Can you print the data exactly and leave out each image?

* [SUPPLIED MATERIAL]
•••••

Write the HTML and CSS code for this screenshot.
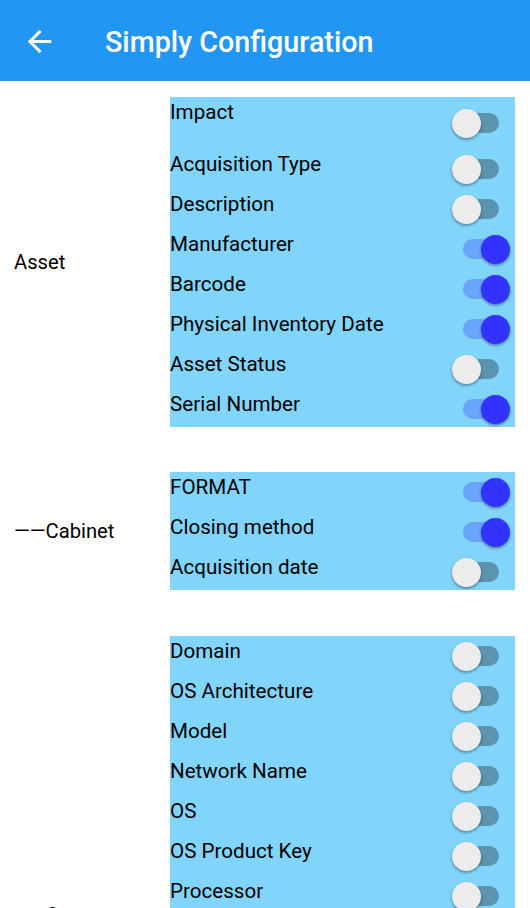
FILE: index.html
```html
<!DOCTYPE html>
<html lang="en">
<head>
<meta charset="utf-8">
<title>Simply Configuration</title>
<link rel="stylesheet" href="styles.css">
</head>
<body>
<header class="appbar">
  <button class="back" aria-label="Back">
    <svg viewBox="0 0 24 24" width="35" height="35"><path fill="#fff" d="M20 11H7.83l5.59-5.59L12 4l-8 8 8 8 1.41-1.41L7.83 13H20v-2z"/></svg>
  </button>
  <h1 class="title">Simply Configuration</h1>
</header>
<main class="content">
  <section class="group">
    <div class="group-label">Asset</div>
    <div class="panel">
      <div class="row row-tall"><span class="row-label">Impact</span><span class="switch"><span class="track"></span><span class="thumb"></span></span></div>
      <div class="row"><span class="row-label">Acquisition Type</span><span class="switch"><span class="track"></span><span class="thumb"></span></span></div>
      <div class="row"><span class="row-label">Description</span><span class="switch"><span class="track"></span><span class="thumb"></span></span></div>
      <div class="row"><span class="row-label">Manufacturer</span><span class="switch on"><span class="track"></span><span class="thumb"></span></span></div>
      <div class="row"><span class="row-label">Barcode</span><span class="switch on"><span class="track"></span><span class="thumb"></span></span></div>
      <div class="row"><span class="row-label">Physical Inventory Date</span><span class="switch on"><span class="track"></span><span class="thumb"></span></span></div>
      <div class="row"><span class="row-label">Asset Status</span><span class="switch"><span class="track"></span><span class="thumb"></span></span></div>
      <div class="row"><span class="row-label">Serial Number</span><span class="switch on"><span class="track"></span><span class="thumb"></span></span></div>
    </div>
  </section>
  <section class="group">
    <div class="group-label">——Cabinet</div>
    <div class="panel">
      <div class="row"><span class="row-label">FORMAT</span><span class="switch on"><span class="track"></span><span class="thumb"></span></span></div>
      <div class="row"><span class="row-label">Closing method</span><span class="switch on"><span class="track"></span><span class="thumb"></span></span></div>
      <div class="row"><span class="row-label">Acquisition date</span><span class="switch"><span class="track"></span><span class="thumb"></span></span></div>
    </div>
  </section>
  <section class="group group-last">
    <div class="group-label">——Computer</div>
    <div class="panel">
      <div class="row"><span class="row-label">Domain</span><span class="switch"><span class="track"></span><span class="thumb"></span></span></div>
      <div class="row"><span class="row-label">OS Architecture</span><span class="switch"><span class="track"></span><span class="thumb"></span></span></div>
      <div class="row"><span class="row-label">Model</span><span class="switch"><span class="track"></span><span class="thumb"></span></span></div>
      <div class="row"><span class="row-label">Network Name</span><span class="switch"><span class="track"></span><span class="thumb"></span></span></div>
      <div class="row"><span class="row-label">OS</span><span class="switch"><span class="track"></span><span class="thumb"></span></span></div>
      <div class="row"><span class="row-label">OS Product Key</span><span class="switch"><span class="track"></span><span class="thumb"></span></span></div>
      <div class="row"><span class="row-label">Processor</span><span class="switch"><span class="track"></span><span class="thumb"></span></span></div>
      <div class="row"><span class="row-label">RAM</span><span class="switch"><span class="track"></span><span class="thumb"></span></span></div>
      <div class="row"><span class="row-label">Hard Disk</span><span class="switch"><span class="track"></span><span class="thumb"></span></span></div>
      <div class="row"><span class="row-label">IP Address</span><span class="switch"><span class="track"></span><span class="thumb"></span></span></div>
      <div class="row"><span class="row-label">MAC Address</span><span class="switch"><span class="track"></span><span class="thumb"></span></span></div>
      <div class="row"><span class="row-label">OS Version</span><span class="switch"><span class="track"></span><span class="thumb"></span></span></div>
      <div class="row"><span class="row-label">Service Pack</span><span class="switch"><span class="track"></span><span class="thumb"></span></span></div>
      <div class="row"><span class="row-label">Serial Number</span><span class="switch"><span class="track"></span><span class="thumb"></span></span></div>
    </div>
  </section>
</main>
</body>
</html>
```

FILE: styles.css
```css
* { box-sizing: border-box; }

html, body {
  margin: 0;
  padding: 0;
  background: #ffffff;
  font-family: Roboto, "Noto Sans", "Liberation Sans", sans-serif;
  color: #000;
}

.appbar {
  height: 81px;
  background: #2196f3;
  display: flex;
  align-items: center;
}

.back {
  width: 35px;
  height: 35px;
  margin-left: 22px;
  margin-top: 1px;
  padding: 0;
  border: 0;
  background: none;
  display: flex;
}

.title {
  margin: 0 0 0 48px;
  padding-top: 3px;
  font-size: 28.7px;
  font-weight: 500;
  color: #fff;
  letter-spacing: 0;
}

.content {
  padding-top: 16px;
  display: flex;
  flex-direction: column;
  gap: 45px;
}

.group {
  display: flex;
  align-items: center;
}

.group-last { margin-top: 1px; }

.group-label {
  width: 170px;
  padding-left: 14px;
  font-size: 20.2px;
  flex-shrink: 0;
}

.panel {
  flex: 1;
  margin-right: 15px;
  background: #81d4fa;
}

.row {
  height: 40px;
  display: flex;
  justify-content: space-between;
  align-items: center;
}

.row:last-child { height: 38px; }

.row-tall { height: 52px; }

.row-label {
  align-self: flex-start;
  font-size: 20.6px;
  line-height: 30px;
}

.switch {
  position: relative;
  width: 58px;
  height: 29px;
  margin-right: 5px;
  flex-shrink: 0;
}

.row:last-child .switch { margin-bottom: -2px; }

.track {
  position: absolute;
  left: 11px;
  top: 4.5px;
  width: 36px;
  height: 20px;
  border-radius: 10px;
  background: #5a94af;
}

.thumb {
  position: absolute;
  left: 0;
  top: 0;
  width: 29px;
  height: 29px;
  border-radius: 50%;
  background: #ececec;
  box-shadow: 0 1.5px 3px rgba(0, 0, 0, 0.4);
}

.switch.on .track { background: #6aa4fb; }

.switch.on .thumb {
  left: 29px;
  background: #3333ff;
}
```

•••••

* [SOLUTION]
Write the HTML and CSS code for this screenshot.
FILE: index.html
```html
<!DOCTYPE html>
<html lang="en">
<head>
<meta charset="utf-8">
<title>Simply Configuration</title>
<link rel="stylesheet" href="styles.css">
</head>
<body>
<header class="appbar">
  <button class="back" aria-label="Back">
    <svg viewBox="0 0 24 24" width="35" height="35"><path fill="#fff" d="M20 11H7.83l5.59-5.59L12 4l-8 8 8 8 1.41-1.41L7.83 13H20v-2z"/></svg>
  </button>
  <h1 class="title">Simply Configuration</h1>
</header>
<main class="content">
  <section class="group">
    <div class="group-label">Asset</div>
    <div class="panel">
      <div class="row row-tall"><span class="row-label">Impact</span><span class="switch"><span class="track"></span><span class="thumb"></span></span></div>
      <div class="row"><span class="row-label">Acquisition Type</span><span class="switch"><span class="track"></span><span class="thumb"></span></span></div>
      <div class="row"><span class="row-label">Description</span><span class="switch"><span class="track"></span><span class="thumb"></span></span></div>
      <div class="row"><span class="row-label">Manufacturer</span><span class="switch on"><span class="track"></span><span class="thumb"></span></span></div>
      <div class="row"><span class="row-label">Barcode</span><span class="switch on"><span class="track"></span><span class="thumb"></span></span></div>
      <div class="row"><span class="row-label">Physical Inventory Date</span><span class="switch on"><span class="track"></span><span class="thumb"></span></span></div>
      <div class="row"><span class="row-label">Asset Status</span><span class="switch"><span class="track"></span><span class="thumb"></span></span></div>
      <div class="row"><span class="row-label">Serial Number</span><span class="switch on"><span class="track"></span><span class="thumb"></span></span></div>
    </div>
  </section>
  <section class="group">
    <div class="group-label">——Cabinet</div>
    <div class="panel">
      <div class="row"><span class="row-label">FORMAT</span><span class="switch on"><span class="track"></span><span class="thumb"></span></span></div>
      <div class="row"><span class="row-label">Closing method</span><span class="switch on"><span class="track"></span><span class="thumb"></span></span></div>
      <div class="row"><span class="row-label">Acquisition date</span><span class="switch"><span class="track"></span><span class="thumb"></span></span></div>
    </div>
  </section>
  <section class="group group-last">
    <div class="group-label">——Computer</div>
    <div class="panel">
      <div class="row"><span class="row-label">Domain</span><span class="switch"><span class="track"></span><span class="thumb"></span></span></div>
      <div class="row"><span class="row-label">OS Architecture</span><span class="switch"><span class="track"></span><span class="thumb"></span></span></div>
      <div class="row"><span class="row-label">Model</span><span class="switch"><span class="track"></span><span class="thumb"></span></span></div>
      <div class="row"><span class="row-label">Network Name</span><span class="switch"><span class="track"></span><span class="thumb"></span></span></div>
      <div class="row"><span class="row-label">OS</span><span class="switch"><span class="track"></span><span class="thumb"></span></span></div>
      <div class="row"><span class="row-label">OS Product Key</span><span class="switch"><span class="track"></span><span class="thumb"></span></span></div>
      <div class="row"><span class="row-label">Processor</span><span class="switch"><span class="track"></span><span class="thumb"></span></span></div>
      <div class="row"><span class="row-label">RAM</span><span class="switch"><span class="track"></span><span class="thumb"></span></span></div>
      <div class="row"><span class="row-label">Hard Disk</span><span class="switch"><span class="track"></span><span class="thumb"></span></span></div>
      <div class="row"><span class="row-label">IP Address</span><span class="switch"><span class="track"></span><span class="thumb"></span></span></div>
      <div class="row"><span class="row-label">MAC Address</span><span class="switch"><span class="track"></span><span class="thumb"></span></span></div>
      <div class="row"><span class="row-label">OS Version</span><span class="switch"><span class="track"></span><span class="thumb"></span></span></div>
      <div class="row"><span class="row-label">Service Pack</span><span class="switch"><span class="track"></span><span class="thumb"></span></span></div>
      <div class="row"><span class="row-label">Serial Number</span><span class="switch"><span class="track"></span><span class="thumb"></span></span></div>
    </div>
  </section>
</main>
</body>
</html>
```

FILE: styles.css
```css
* { box-sizing: border-box; }

html, body {
  margin: 0;
  padding: 0;
  background: #ffffff;
  font-family: Roboto, "Noto Sans", "Liberation Sans", sans-serif;
  color: #000;
}

.appbar {
  height: 81px;
  background: #2196f3;
  display: flex;
  align-items: center;
}

.back {
  width: 35px;
  height: 35px;
  margin-left: 22px;
  margin-top: 1px;
  padding: 0;
  border: 0;
  background: none;
  display: flex;
}

.title {
  margin: 0 0 0 48px;
  padding-top: 3px;
  font-size: 28.7px;
  font-weight: 500;
  color: #fff;
  letter-spacing: 0;
}

.content {
  padding-top: 16px;
  display: flex;
  flex-direction: column;
  gap: 45px;
}

.group {
  display: flex;
  align-items: center;
}

.group-last { margin-top: 1px; }

.group-label {
  width: 170px;
  padding-left: 14px;
  font-size: 20.2px;
  flex-shrink: 0;
}

.panel {
  flex: 1;
  margin-right: 15px;
  background: #81d4fa;
}

.row {
  height: 40px;
  display: flex;
  justify-content: space-between;
  align-items: center;
}

.row:last-child { height: 38px; }

.row-tall { height: 52px; }

.row-label {
  align-self: flex-start;
  font-size: 20.6px;
  line-height: 30px;
}

.switch {
  position: relative;
  width: 58px;
  height: 29px;
  margin-right: 5px;
  flex-shrink: 0;
}

.row:last-child .switch { margin-bottom: -2px; }

.track {
  position: absolute;
  left: 11px;
  top: 4.5px;
  width: 36px;
  height: 20px;
  border-radius: 10px;
  background: #5a94af;
}

.thumb {
  position: absolute;
  left: 0;
  top: 0;
  width: 29px;
  height: 29px;
  border-radius: 50%;
  background: #ececec;
  box-shadow: 0 1.5px 3px rgba(0, 0, 0, 0.4);
}

.switch.on .track { background: #6aa4fb; }

.switch.on .thumb {
  left: 29px;
  background: #3333ff;
}
```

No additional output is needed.